However, timeshares  rooms are smaller in size in Europe;  then the average American timeshare or hotel room.
Plus, as Passepartout has stated, timeshares properties are not located in major citie.


----------



## Passepartout (Feb 7, 2018)

First, there are just not all that many timeshares in Europe. Most are not in the bigger cities- they are out in the countryside that isn't as well served by public transport. Then you reduce those choices by using a smaller exchange. You might have to select from what they have in inventory- rather than on recommendations from TUGgers.
Now, that said, we have had enjoyable vacations on the southern coast of Spain- in Cambrils, roughly 100 km from Barcelona toward Valencia. There are theme parks and historical attractions and one can get along without a car. It's a partying area and hosts people from Northers Europe (Russia) on cheap junkets. The Algarve (Southern) coast of Portugal has similar resort areas, but our experience was that a car is needed here.

Happy Planning and Travels

Jim


----------



## geist1223 (Feb 7, 2018)

Do you have access to Royal Regency (DRI) in Vincennes, Paris? It is about a 10 to 15 minute walk from the underground stop. Grocery stores and bakeries near by. We spent a week there a couple years ago and had a great time.


----------



## clifffaith (Feb 7, 2018)

geist1223 said:


> Do you have access to Royal Regency (DRI) in Vincennes, Paris? It is about a 10 to 15 minute walk from the underground stop.

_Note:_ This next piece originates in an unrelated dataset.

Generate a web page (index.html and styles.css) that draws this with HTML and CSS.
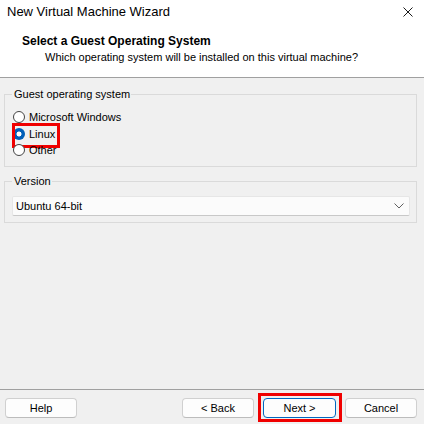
FILE: index.html
```html
<!DOCTYPE html>
<html>
<head>
<meta charset="utf-8">
<link rel="stylesheet" href="styles.css">
</head>
<body>
<div class="window">
  <div class="titlebar">
    <span class="title">New Virtual Machine Wizard</span>
    <svg class="close" width="10" height="10" viewBox="0 0 10 10"><path d="M0.5 0.5 L9.5 9.5 M9.5 0.5 L0.5 9.5" stroke="#1a1a1a" stroke-width="1"/></svg>
  </div>
  <div class="header">
    <div class="heading">Select a Guest Operating System</div>
    <div class="subheading">Which operating system will be installed on this virtual machine?</div>
  </div>
  <div class="content">
    <fieldset class="group group-os">
      <legend>Guest operating system</legend>
      <div class="radio-row"><span class="radio"></span><span>Microsoft Windows</span></div>
      <div class="radio-row highlight-wrap"><span class="radio checked"></span><span>Linux</span><span class="highlight hl-linux"></span></div>
      <div class="radio-row"><span class="radio"></span><span>Other</span></div>
    </fieldset>
    <fieldset class="group group-version">
      <legend>Version</legend>
      <div class="select">
        <span>Ubuntu 64-bit</span>
        <svg class="chev" width="10" height="6" viewBox="0 0 10 6"><path d="M0.5 0.5 L5 5 L9.5 0.5" fill="none" stroke="#606060" stroke-width="1"/></svg>
      </div>
    </fieldset>
  </div>
  <div class="footer">
    <button class="btn">Help</button>
    <div class="spacer"></div>
    <button class="btn">&lt; Back</button>
    <div class="highlight-wrap btn-wrap"><button class="btn primary">Next &gt;</button><span class="highlight hl-next"></span></div>
    <button class="btn">Cancel</button>
  </div>
</div>
</body>
</html>
```
FILE: styles.css
```css
* { box-sizing: border-box; }
body {
  margin: 0;
  background: #f0f0f0;
  font-family: "Liberation Sans", Arial, sans-serif;
  font-size: 11px;
  color: #000;
}
.window {
  width: 424px;
  height: 424px;
  display: flex;
  flex-direction: column;
  background: #f0f0f0;
}
.titlebar {
  height: 23px;
  background: #fff;
  display: flex;
  align-items: center;
  justify-content: space-between;
  padding: 0 11px 0 7px;
}
.title { font-size: 13px; }
.close { display: block; }
.header {
  background: #fff;
  height: 55px;
  border-bottom: 1px solid #a0a0a0;
  padding: 10px 0 0 22px;
}
.heading { font-weight: bold; font-size: 12px; line-height: 16px; }
.subheading { line-height: 16px; padding-left: 23px; }
.content {
  flex: 1;
  padding: 8px 7px 0 4px;
  display: flex;
  flex-direction: column;
  gap: 6px;
}
.group {
  margin: 0;
  border: 1px solid #dadada;
  padding: 0 7px 0 7px;
}
.group legend {
  padding: 0 1px 0 2px;
  line-height: 16px;
}
.group-os { height: 81px; padding-top: 7px; }
.radio-row {
  display: flex;
  align-items: center;
  height: 16.5px;
  gap: 4px;
  position: relative;
}
.radio {
  width: 12px;
  height: 12px;
  border-radius: 50%;
  border: 1px solid #444;
  background: #fff;
  margin-left: 1px;
}
.radio.checked {
  border: none;
  background: radial-gradient(circle, #fff 0 2.2px, #005fb8 2.8px);
}
.highlight-wrap { position: relative; }
.highlight {
  position: absolute;
  border: 3px solid #f00000;
  pointer-events: none;
}
.hl-linux { left: 0; top: -3px; width: 48px; height: 25px; }
.group-version { height: 50px; padding-top: 7px; padding-right: 6px; }
.select {
  height: 20px;
  background: #fbfbfb;
  border: 1px solid #e6e6e6;
  border-bottom-color: #c8c8c8;
  border-radius: 2px;
  display: flex;
  align-items: center;
  justify-content: space-between;
  padding: 0 5px 0 3px;
}
.chev { display: block; }
.footer {
  height: 35px;
  border-top: 1px solid #a0a0a0;
  display: flex;
  align-items: flex-start;
  padding: 8px 7px 0 5px;
  gap: 9px;
}
.spacer { flex: 1; }
.btn {
  width: 72px;
  height: 20px;
  font: inherit;
  color: #000;
  background: #fdfdfd;
  border: 1px solid #d0d0d0;
  border-bottom-color: #bcbcbc;
  border-radius: 4px;
  padding: 0;
}
.btn.primary { border: 1px solid #0067c0; width: 73px; }
.btn-wrap { display: flex; }
.hl-next { left: -5px; top: -5px; width: 84px; height: 29px; }
```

Grocery stores and bakeries near by. We spent a week there a couple years ago and had a great time.


 
That is our all time favorite resort, easy access to Paris and Vincennes itself is a wonderful town. We also did Diamond's Mougin resort on the Riviera without a car. Been to Vincennes I think half a dozen times and on one of those trips took the train to Mougin.


----------



## aandmrun (Feb 7, 2018)

One of our favorite trips was when we stayed at the Marriott  Playa Andaluza in Estepona, Spain (Costa Del Sol area).  We arrived at the Malaga airport and took a cab to the resort.  The location is on the beach, in a small quaint town.  From the resort, we took some tours to Gibralter, Morocco, and The Alhambra.  We were picked up at the resort and had some very enjoyable tours. The other days we just enjoyed the resort and the beach.  It's a lovely area.


----------



## geist1223 (Feb 7, 2018)

You can take the train from CDG and switch to the Underground out to Vincennes. It is easy to know when to get off as it is the last stop. You can back packets of tickets for the Underground at a Tobacco Shop. When you get off the Underground head North (away from the Castle) to Rue de Fontenay. Turn right (East) and walk to Royal Regency. Eventually you will learn the short cut through the Woods. We walked and took the Underground all over Paris. Each morning I would go out and buy our fresh breakfast bread. An interesting lunch near Notre Dame is hot dogs with cheese on baguettes.


----------



## jfbookers (Feb 7, 2018)

I would recommend a .canalboat week. I have done it twice and want to do it again if I can talk my wife into it. She hasn't learned how to maneuver the boat (7 ft. wide and 40-55 ft. long) so had to operate the locks, 3-5 MPH max but we saw a lot to the country and you can pick a rural or city route. Enjoy, Jim


----------



## Vacationsarefun (Feb 7, 2018)

geist1223 said:


> Do you have access to Royal Regency (DRI) in Vincennes, Paris? It is about a 10 to 15 minute walk from the underground stop. Grocery stores and bakeries near by. We spent a week there a couple years ago and had a great time.



Unfortunately, I don't think it is in the SFX directory - too bad as it sounds like an excellent option.



jfbookers said:


> I would recommend a .canalboat week. I have done it twice and want to do it again if I can talk my wife into it. She hasn't learned how to maneuver the boat (7 ft. wide and 40-55 ft. long) so had to operate the locks, 3-5 MPH max but we saw a lot to the country and you can pick a rural or city route. Enjoy, Jim



It sounds fun but I think I am not brave enough to drive a boat. I am already having a hard time with a car (hence my question)...


----------



## Vacationsarefun (Feb 7, 2018)

pedro47 said:


> The one thing we enjoy about Europe is their train system. Their train system can connect you to just about everything; most major European countries, most major cities and most major tourist attractions in my opinion.
> 
> However, timeshares  rooms are smaller in size in Europe;  then the average American timeshare or hotel room.
> Plus, as Passepartout has stated, timeshares properties are not located in major citie.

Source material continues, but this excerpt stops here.